**STATED EXERCISE:**
Reproduce the data exactly and drop any pictures it holds.

**DATA BLOCK:**
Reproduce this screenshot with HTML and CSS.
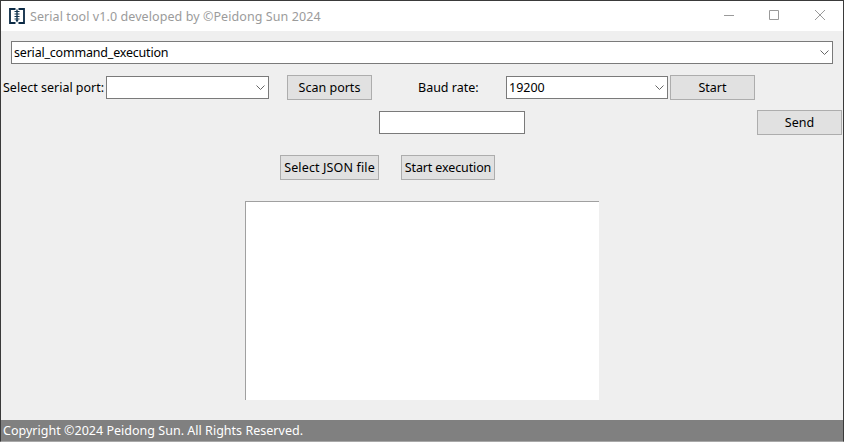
FILE: index.html
```html
<!DOCTYPE html>
<html lang="en">
  <head>
    <meta charset="UTF-8" />
    <meta name="viewport" content="width=device-width, initial-scale=1.0" />
    <title>Serial tool</title>
    <link rel="stylesheet" href="styles.css">
  </head>
  <body>
    <div class="window">
      <header class="titlebar">
        <svg class="app-icon" width="16" height="16" viewBox="0 0 16 16">
          <path d="M6.500 1H1v14h5.500M9.500 1H15v14H9.500" fill="none" stroke="#0b2a45" stroke-width="1.800"/>
          <path d="M5.500 3.500h5M5.500 6h5M5.500 8.500h5M5.500 11h5" stroke="#12344f" stroke-width="1.200"/>
          <path d="M8 1.500v11" stroke="#12344f" stroke-width="1.400"/>
          <path d="M6.500 12h3L8 14.500z" fill="#12344f"/>
        </svg>
        <span class="title">Serial tool v1.0 developed by ©Peidong Sun 2024</span>
        <div class="window-controls">
          <svg width="10" height="10" viewBox="0 0 10 10"><path d="M0 5.500h10" stroke="#9a9a9a"/></svg>
          <svg class="maximize" width="10" height="10" viewBox="0 0 10 10"><path d="M.5.500h9v9h-9z" fill="none" stroke="#9a9a9a"/></svg>
          <svg width="10" height="10" viewBox="0 0 10 10"><path d="M0 0l10 10M10 0L0 10" stroke="#9a9a9a"/></svg>
        </div>
      </header>

      <main class="content">
        <div class="combo combo-mode">
          <span class="mode-name">serial_command_execution</span>
          <svg class="chevron" width="9" height="5" viewBox="0 0 9 5"><path d="M.5.500l4 4 4-4" fill="none" stroke="#666"/></svg>
        </div>

        <div class="row row-port">
          <label class="port-label">Select serial port:</label>
          <div class="combo combo-port">
            <span></span>
            <svg class="chevron" width="9" height="5" viewBox="0 0 9 5"><path d="M.5.500l4 4 4-4" fill="none" stroke="#666"/></svg>
          </div>
          <button class="btn btn-scan">Scan ports</button>
          <label class="baud-label">Baud rate:</label>
          <div class="combo combo-baud">
            <span>19200</span>
            <svg class="chevron" width="9" height="5" viewBox="0 0 9 5"><path d="M.5.500l4 4 4-4" fill="none" stroke="#666"/></svg>
          </div>
          <button class="btn btn-start">Start</button>
        </div>

        <div class="row row-send">
          <input class="send-input" type="text">
          <button class="btn btn-send">Send</button>
        </div>

        <div class="row row-json">
          <button class="btn btn-json">Select JSON file</button>
          <button class="btn btn-exec">Start execution</button>
        </div>

        <div class="output"></div>
      </main>

      <footer class="statusbar">Copyright ©2024 Peidong Sun. All Rights Reserved.</footer>
    </div>
  </body>
</html>
```

FILE: styles.css
```css
* {
  box-sizing: border-box;
}

html,
body {
  margin: 0;
  height: 100%;
}

body {
  font-family: "Noto Sans", sans-serif;
  font-size: 12.5px;
  color: #000;
  background: #efefef;
}

.window {
  display: flex;
  flex-direction: column;
  height: 442px;
  border: 1px solid #3a3a3a;
  border-bottom: 1px solid #a8a8a8;
  background: #efefef;
}

.titlebar {
  display: flex;
  align-items: center;
  height: 30px;
  padding-left: 8px;
  background: #fff;
}

.app-icon {
  flex: none;
  margin-top: -1px;
}

.title {
  margin-left: 5px;
  color: #9b9b9b;
  letter-spacing: 0.08px;
}

.window-controls {
  display: flex;
  gap: 35px;
  margin-top: -2px;
  margin-left: auto;
  margin-right: 18px;
}

.window-controls .maximize {
  margin-right: 1px;
}

.content {
  flex: 1;
  padding-top: 10px;
}

.row {
  display: flex;
  align-items: center;
}

.combo {
  display: flex;
  align-items: center;
  justify-content: space-between;
  height: 23px;
  padding: 0 3px 0 2px;
  background: #fff;
  border: 1px solid #7a7a7a;
}

.chevron {
  flex: none;
}

.combo-mode {
  width: 822px;
  margin-left: 10px;
}

.mode-name {
  letter-spacing: -0.2px;
}

.row-port {
  height: 25px;
  margin-top: 11px;
}

.port-label {
  width: 103px;
  margin-left: 2px;
}

.combo-port {
  width: 163px;
}

.btn {
  height: 25px;
  padding: 0;
  font: inherit;
  color: #000;
  background: #e1e1e1;
  border: 1px solid #adadad;
}

.btn-scan {
  width: 85px;
  margin-left: 18px;
}

.baud-label {
  width: 88px;
  margin-left: 46px;
}

.combo-baud {
  width: 162px;
}

.btn-start {
  width: 85px;
  margin-left: 2px;
}

.row-send {
  height: 25px;
  margin-top: 10px;
}

.send-input {
  width: 146px;
  height: 23px;
  margin-left: 378px;
  background: #fff;
  border: 1px solid #7a7a7a;
}

.btn-send {
  width: 85px;
  margin-left: 232px;
}

.row-json {
  height: 25px;
  margin-top: 20px;
}

.btn-json {
  width: 99px;
  margin-left: 279px;
  letter-spacing: 0.13px;
}

.btn-exec {
  width: 94px;
  margin-left: 22px;
  letter-spacing: -0.13px;
}

.output {
  width: 354px;
  height: 199px;
  margin-top: 21px;
  margin-left: 244px;
  background: #fff;
  border-top: 1px solid #a0a0a0;
  border-left: 1px solid #a0a0a0;
}

.statusbar {
  display: flex;
  align-items: center;
  height: 21px;
  padding-left: 2px;
  color: #fff;
  background: #808080;
  letter-spacing: 0.02px;
}
```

**RESULT FOR THIS TASK:**
Reproduce this screenshot with HTML and CSS.
FILE: index.html
```html
<!DOCTYPE html>
<html lang="en">
  <head>
    <meta charset="UTF-8" />
    <meta name="viewport" content="width=device-width, initial-scale=1.0" />
    <title>Serial tool</title>
    <link rel="stylesheet" href="styles.css">
  </head>
  <body>
    <div class="window">
      <header class="titlebar">
        <svg class="app-icon" width="16" height="16" viewBox="0 0 16 16">
          <path d="M6.500 1H1v14h5.500M9.500 1H15v14H9.500" fill="none" stroke="#0b2a45" stroke-width="1.800"/>
          <path d="M5.500 3.500h5M5.500 6h5M5.500 8.500h5M5.500 11h5" stroke="#12344f" stroke-width="1.200"/>
          <path d="M8 1.500v11" stroke="#12344f" stroke-width="1.400"/>
          <path d="M6.500 12h3L8 14.500z" fill="#12344f"/>
        </svg>
        <span class="title">Serial tool v1.0 developed by ©Peidong Sun 2024</span>
        <div class="window-controls">
          <svg width="10" height="10" viewBox="0 0 10 10"><path d="M0 5.500h10" stroke="#9a9a9a"/></svg>
          <svg class="maximize" width="10" height="10" viewBox="0 0 10 10"><path d="M.5.500h9v9h-9z" fill="none" stroke="#9a9a9a"/></svg>
          <svg width="10" height="10" viewBox="0 0 10 10"><path d="M0 0l10 10M10 0L0 10" stroke="#9a9a9a"/></svg>
        </div>
      </header>

      <main class="content">
        <div class="combo combo-mode">
          <span class="mode-name">serial_command_execution</span>
          <svg class="chevron" width="9" height="5" viewBox="0 0 9 5"><path d="M.5.500l4 4 4-4" fill="none" stroke="#666"/></svg>
        </div>

        <div class="row row-port">
          <label class="port-label">Select serial port:</label>
          <div class="combo combo-port">
            <span></span>
            <svg class="chevron" width="9" height="5" viewBox="0 0 9 5"><path d="M.5.500l4 4 4-4" fill="none" stroke="#666"/></svg>
          </div>
          <button class="btn btn-scan">Scan ports</button>
          <label class="baud-label">Baud rate:</label>
          <div class="combo combo-baud">
            <span>19200</span>
            <svg class="chevron" width="9" height="5" viewBox="0 0 9 5"><path d="M.5.500l4 4 4-4" fill="none" stroke="#666"/></svg>
          </div>
          <button class="btn btn-start">Start</button>
        </div>

        <div class="row row-send">
          <input class="send-input" type="text">
          <button class="btn btn-send">Send</button>
        </div>

        <div class="row row-json">
          <button class="btn btn-json">Select JSON file</button>
          <button class="btn btn-exec">Start execution</button>
        </div>

        <div class="output"></div>
      </main>

      <footer class="statusbar">Copyright ©2024 Peidong Sun. All Rights Reserved.</footer>
    </div>
  </body>
</html>
```

FILE: styles.css
```css
* {
  box-sizing: border-box;
}

html,
body {
  margin: 0;
  height: 100%;
}

body {
  font-family: "Noto Sans", sans-serif;
  font-size: 12.5px;
  color: #000;
  background: #efefef;
}

.window {
  display: flex;
  flex-direction: column;
  height: 442px;
  border: 1px solid #3a3a3a;
  border-bottom: 1px solid #a8a8a8;
  background: #efefef;
}

.titlebar {
  display: flex;
  align-items: center;
  height: 30px;
  padding-left: 8px;
  background: #fff;
}

.app-icon {
  flex: none;
  margin-top: -1px;
}

.title {
  margin-left: 5px;
  color: #9b9b9b;
  letter-spacing: 0.08px;
}

.window-controls {
  display: flex;
  gap: 35px;
  margin-top: -2px;
  margin-left: auto;
  margin-right: 18px;
}

.window-controls .maximize {
  margin-right: 1px;
}

.content {
  flex: 1;
  padding-top: 10px;
}

.row {
  display: flex;
  align-items: center;
}

.combo {
  display: flex;
  align-items: center;
  justify-content: space-between;
  height: 23px;
  padding: 0 3px 0 2px;
  background: #fff;
  border: 1px solid #7a7a7a;
}

.chevron {
  flex: none;
}

.combo-mode {
  width: 822px;
  margin-left: 10px;
}

.mode-name {
  letter-spacing: -0.2px;
}

.row-port {
  height: 25px;
  margin-top: 11px;
}

.port-label {
  width: 103px;
  margin-left: 2px;
}

.combo-port {
  width: 163px;
}

.btn {
  height: 25px;
  padding: 0;
  font: inherit;
  color: #000;
  background: #e1e1e1;
  border: 1px solid #adadad;
}

.btn-scan {
  width: 85px;
  margin-left: 18px;
}

.baud-label {
  width: 88px;
  margin-left: 46px;
}

.combo-baud {
  width: 162px;
}

.btn-start {
  width: 85px;
  margin-left: 2px;
}

.row-send {
  height: 25px;
  margin-top: 10px;
}

.send-input {
  width: 146px;
  height: 23px;
  margin-left: 378px;
  background: #fff;
  border: 1px solid #7a7a7a;
}

.btn-send {
  width: 85px;
  margin-left: 232px;
}

.row-json {
  height: 25px;
  margin-top: 20px;
}

.btn-json {
  width: 99px;
  margin-left: 279px;
  letter-spacing: 0.13px;
}

.btn-exec {
  width: 94px;
  margin-left: 22px;
  letter-spacing: -0.13px;
}

.output {
  width: 354px;
  height: 199px;
  margin-top: 21px;
  margin-left: 244px;
  background: #fff;
  border-top: 1px solid #a0a0a0;
  border-left: 1px solid #a0a0a0;
}

.statusbar {
  display: flex;
  align-items: center;
  height: 21px;
  padding-left: 2px;
  color: #fff;
  background: #808080;
  letter-spacing: 0.02px;
}
```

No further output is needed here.